Compare this with the recording industry cartel, whose public face is the RIAA. The driftnet litigation tactics and obnoxious digital rights management ploys are alienating an entire generation of new music consumers. This is not very smart. With all due respect to Ray, attorneys are ill-equipped to define business strategy, because they are trained to think tactically. Even if the cartel wins every case, their business will shrink drastically because their suppliers (recording artists) and consumers (you and I) will quit dealing with them.

The open revolt of consumers against the music cartel is well documented in many places, including this fine blog. What is less public, but equally important, is that talented recording artists are either shunning the major labels, or, like Ben Folds, not taking them seriously:

"I’d come to the conclusion years ago that I wasn’t going to make money by selling records. And that liberates me to feel OK about people downloading stuff freely, because I know they’re just excited about music."

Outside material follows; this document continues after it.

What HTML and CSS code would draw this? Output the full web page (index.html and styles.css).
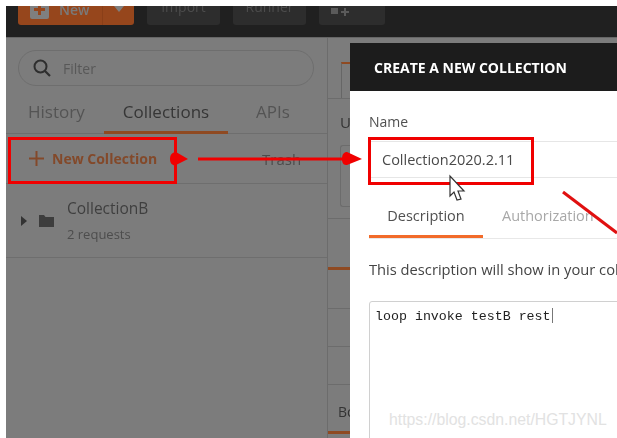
FILE: index.html
```html
<!DOCTYPE html>
<html lang="en">
<head>
    <meta charset="UTF-8">
    <title>Create a new collection</title>
    <link rel="stylesheet" href="styles.css">
</head>
<body>
    <div class="app">
        <div class="topbar">
            <div class="new-btn">
                <svg class="new-plus" width="19" height="19" viewBox="0 0 19 19">
                    <rect width="19" height="19" rx="2" fill="#7f7f7f"/>
                    <path d="M9.500 4v11M4 9.500h11" stroke="#96461c" stroke-width="3"/>
                </svg>
                <span class="new-label">New</span>
                <span class="new-caret"></span>
            </div>
            <div class="top-btn">Import</div>
            <div class="top-btn">Runner</div>
            <div class="top-btn top-btn-last">
                <svg class="workspace-icon" width="18" height="8" viewBox="0 0 18 8">
                    <path d="M0 0h7v6H0zM10 3h8v2h-8zM13 0h2v8h-2z" fill="#5a5a5a"/>
                </svg>
            </div>
        </div>

        <div class="workspace">
            <div class="sidebar">
                <div class="filter">
                    <svg class="filter-icon" width="20" height="20" viewBox="0 0 20 20">
                        <circle cx="8.5" cy="8.5" r="6" fill="none" stroke="#2e2e2e" stroke-width="2"/>
                        <path d="M13 13l5 5" stroke="#2e2e2e" stroke-width="2.2"/>
                    </svg>
                    <span>Filter</span>
                </div>
                <div class="side-tabs">
                    <div class="side-tab side-tab-history">History</div>
                    <div class="side-tab side-tab-active">Collections</div>
                    <div class="side-tab side-tab-apis">APIs</div>
                </div>
                <div class="actions">
                    <div class="new-collection">
                        <svg class="plus" width="15" height="15" viewBox="0 0 15 15">
                            <path d="M7.500 0v15M0 7.500h15" stroke="#83492a" stroke-width="2"/>
                        </svg>
                        New Collection
                    </div>
                    <div class="trash">Trash</div>
                </div>
                <div class="collection">
                    <span class="arrow"></span>
                    <svg class="folder" width="15" height="12" viewBox="0 0 15 12">
                        <path d="M0 0h5l1.500 2H15v10H0z" fill="#3d3d3d"/>
                    </svg>
                    <div>
                        <div class="collection-name">CollectionB</div>
                        <div class="collection-count">2 requests</div>
                    </div>
                </div>
            </div>

            <div class="main">
                <div class="main-tab"></div>
                <div class="main-url">U</div>
                <div class="main-box"></div>
                <div class="main-line"></div>
                <div class="main-orange"></div>
                <div class="main-row main-row-first"></div>
                <div class="main-row"></div>
                <div class="main-row"></div>
                <div class="main-body">Body</div>
                <div class="main-orange"></div>
            </div>
        </div>
    </div>

    <div class="modal">
        <div class="modal-head">CREATE A NEW COLLECTION</div>
        <div class="modal-body">
            <div class="field-label">Name</div>
            <div class="name-input">Collection2020.2.11</div>
            <div class="modal-tabs">
                <div class="modal-tab modal-tab-active">Description</div>
                <div class="modal-tab">Authorization</div>
            </div>
            <p class="hint">This description will show in your collection's documentation</p>
            <div class="textarea">loop invoke testB rest<span class="text-caret"></span></div>
        </div>
    </div>

    <div class="watermark">https://blog.csdn.net/HGTJYNL</div>

    <!-- red markup drawn over the shot -->
    <div class="mark mark-new"></div>
    <div class="mark mark-name"></div>
    <svg class="arrows" width="617" height="438" viewBox="0 0 617 438">
        <path d="M170 159c0-5 3-7 6-7l12 7-12 6c-3 1-6-1-6-6z" fill="#f00000"/>
        <path d="M198 159H346" stroke="#f00000" stroke-width="3"/>
        <path d="M342 159c0-5 2-7 5-7l15 7-15 6c-3 0-5-1-5-6z" fill="#f00000"/>
        <path d="M563 192L617 233" stroke="#e01010" stroke-width="3"/>
        <path d="M450 176v20l4-4 3 8 4-1-3-8h6z" fill="#fff" stroke="#333" stroke-width="1.200"/>
    </svg>
</body>
</html>
```

FILE: styles.css
```css
html, body {
    margin: 0;
    padding: 0;
    height: 100%;
}

body {
    position: relative;
    width: 617px;
    height: 438px;
    overflow: hidden;
    background-color: #fff;
    font-family: "Open Sans", Arial, sans-serif;
}

.app {
    display: flex;
    flex-direction: column;
    height: 432px;
    margin: 6px 0 0 6px;
    filter: blur(0.6px);
}

/* top bar */
.topbar {
    display: flex;
    align-items: flex-end;
    gap: 13px;
    height: 31px;
    padding: 0 0 12px 12px;
    box-sizing: border-box;
    overflow: hidden;
    background-color: #202020;
    flex-shrink: 0;
}

.new-btn {
    display: flex;
    align-items: center;
    flex-shrink: 0;
    width: 116px;
    height: 32px;
    box-sizing: border-box;
    padding-left: 12px;
    border-radius: 3px;
    background-color: #96461c;
    font-size: 14px;
    font-weight: 600;
}

.new-plus {
    margin-right: 10px;
}

.new-label {
    width: 43px;
    color: #7a7a7a;
}

.new-caret {
    height: 32px;
    padding-left: 11px;
    border-left: 1px solid #8a3f18;
    position: relative;
    width: 0;
}

.new-caret::after {
    content: "";
    position: absolute;
    left: 11px;
    top: 13px;
    border: 5px solid transparent;
    border-top: 6px solid #7f7f7f;
}

.top-btn {
    flex-shrink: 0;
    width: 73px;
    height: 32px;
    border-radius: 3px;
    background-color: #2d2d2d;
    color: #4c4c4c;
    font-size: 14px;
    line-height: 28px;
    text-align: center;
}

.top-btn-last {
    width: 66px;
    box-sizing: border-box;
    padding: 15px 0 0 12px;
    line-height: 0;
    text-align: left;
}

/* left panel */
.workspace {
    display: flex;
    flex: 1;
    min-height: 0;
    border-top: 1px solid #666;
    background-color: #7c7c7c;
}

.sidebar {
    width: 322px;
    flex-shrink: 0;
    box-sizing: border-box;
    padding-top: 12px;
    border-right: 1px solid #6c6c6c;
}

.filter {
    display: flex;
    align-items: center;
    width: 296px;
    height: 36px;
    box-sizing: border-box;
    margin-left: 12px;
    padding-left: 13px;
    border: 1px solid #6e6e6e;
    border-radius: 18px;
    color: #585858;
    font-size: 14px;
}

.filter-icon {
    margin-right: 11px;
}

.side-tabs {
    display: flex;
    height: 43px;
    margin-top: 4px;
    border-bottom: 1px solid #6e6e6e;
    font-size: 17px;
    line-height: 43px;
    color: #545454;
}

.side-tab {
    box-sizing: border-box;
    text-align: center;
}

.side-tab-history {
    width: 98px;
    padding-left: 22px;
    text-align: left;
    white-space: nowrap;
}

.side-tab-active {
    width: 124px;
    height: 44px;
    color: #363636;
    border-bottom: 3px solid #8f4a22;
}

.side-tab-apis {
    width: 90px;
}

.actions {
    display: flex;
    align-items: center;
    height: 49px;
    border-bottom: 1px solid #6e6e6e;
}

.new-collection {
    display: flex;
    align-items: center;
    width: 256px;
    padding-left: 23px;
    box-sizing: border-box;
    color: #83492a;
    font-size: 14px;
    font-weight: 700;
}

.plus {
    margin-right: 8px;
}

.trash {
    color: #4c4c4c;
    font-size: 15px;
}

.collection {
    display: flex;
    align-items: center;
    height: 73px;
    border-bottom: 1px solid #6e6e6e;
}

.arrow {
    margin-left: 15px;
    border: 5px solid transparent;
    border-left: 6px solid #333;
    border-right: 0;
}

.folder {
    margin: 0 13px 0 12px;
}

.collection-name {
    margin-top: -2px;
    color: #3f3f3f;
    font-size: 15.500px;
    line-height: 24px;
}

.collection-count {
    margin-top: 4px;
    color: #4d4d4d;
    font-size: 13px;
    line-height: 20px;
}

/* what shows of the main panel */
.main {
    flex: 1;
    min-width: 0;
    overflow: hidden;
}

.main-tab {
    height: 34px;
    margin: 24px 0 0 13px;
    border-top: 2px solid #8f4a22;
    border-left: 1px solid #666;
}

.main-url {
    height: 46px;
    padding-left: 12px;
    border-top: 1px solid #6c6c6c;
    color: #333;
    font-size: 15px;
    line-height: 46px;
}

.main-box {
    height: 60px;
    margin: 0 0 11px 12px;
    border: 1px solid #6c6c6c;
    border-right: 0;
    border-radius: 3px 0 0 3px;
}

.main-line {
    height: 48px;
    border-top: 1px solid #6c6c6c;
}

.main-orange {
    height: 3px;
    background-color: #8f4a22;
}

.main-row {
    height: 37px;
    border-bottom: 1px solid #6c6c6c;
}

.main-row-first {
    height: 38px;
}

.main-body {
    height: 46px;
    padding-left: 10px;
    color: #333;
    font-size: 14px;
    line-height: 54px;
    white-space: nowrap;
}

/* dialog */
.modal {
    position: absolute;
    left: 350px;
    top: 43px;
    right: 0;
    bottom: 0;
    overflow: hidden;
    background-color: #fff;
    filter: blur(0.4px);
}

.modal-head {
    height: 48px;
    padding-left: 24px;
    background-color: #1c1c1c;
    color: #fff;
    font-size: 14px;
    font-weight: 700;
    line-height: 50px;
    white-space: nowrap;
}

.modal-body {
    padding-left: 19px;
    width: 420px;
}

.field-label {
    margin-top: 20px;
    color: #505050;
    font-size: 14px;
    line-height: 22px;
}

.name-input {
    height: 35px;
    margin-top: 8px;
    padding-left: 13px;
    border-top: 1px solid #e6e6e6;
    border-bottom: 1px solid #e6e6e6;
    color: #4a4a4a;
    font-size: 14.500px;
    line-height: 35px;
}

.modal-tabs {
    display: flex;
    height: 60px;
    border-bottom: 1px solid #e8e8e8;
    font-size: 14.500px;
    line-height: 76px;
    color: #a8a8a8;
}

.modal-tab {
    box-sizing: border-box;
    width: 133px;
    text-align: left;
    white-space: nowrap;
}

.modal-tab-active {
    width: 114px;
    height: 60px;
    margin-right: 19px;
    text-align: center;
    color: #505050;
    border-bottom: 3px solid #f26b2a;
}

.hint {
    margin: 19px 0 0;
    color: #444;
    font-size: 14.700px;
    line-height: 22px;
    white-space: nowrap;
}

.textarea {
    height: 160px;
    margin-top: 21px;
    padding: 6px 0 0 5px;
    border: 1px solid #d0d0d0;
    border-radius: 3px;
    color: #222;
    font-family: "Liberation Mono", monospace;
    font-size: 13.300px;
    line-height: 18px;
    white-space: nowrap;
}

.text-caret {
    display: inline-block;
    width: 1px;
    height: 15px;
    margin-left: 1px;
    vertical-align: -3px;
    background-color: #777;
}

/* overlays */
.watermark {
    position: absolute;
    left: 389px;
    top: 410px;
    color: #e2e2e2;
    font-family: "Liberation Sans", Arial, sans-serif;
    font-size: 15.800px;
    line-height: 20px;
    white-space: nowrap;
}

.mark {
    position: absolute;
    box-sizing: border-box;
    border: 3px solid #f00000;
}

.mark-new {
    left: 8px;
    top: 137px;
    width: 169px;
    height: 47px;
}

.mark-name {
    left: 368px;
    top: 137px;
    width: 166px;
    height: 48px;
}

.arrows {
    position: absolute;
    left: 0;
    top: 0;
}
```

If the companies of the RIAA cartel want to survive, they have to transition to a business model that attracts great recording artists, and that doesn't involve bullying consumers. The only thing that driftnet lawsuits might accomplish is protecting their catalogs of old recordings somewhat. But these recordings, over time, lose their commercial viability. EMI's catalog of Rolling Stones recordings will eventually be worth as little as their Ted Heath catalog. If they can't attract new artists to their stinky business, they're screwed. And they won't attract them if they can't offer them a good living, or if they are known for abusing the artist's fans.

The cartel should take a cue from Sulzberger. If they abandon the record stores, abandon DRM, and focus on primary internet distribution channels, they can remake their businesses into profit powerhouses, restore honor and ethics to their corrupt industry, and get consumers to actually like them, while investing far less capital than they have in manufacturing CDs or the record store supply chain.

But if the cartel lets the lawyers run their industry, their days are numbered. And it's not a very big number, either.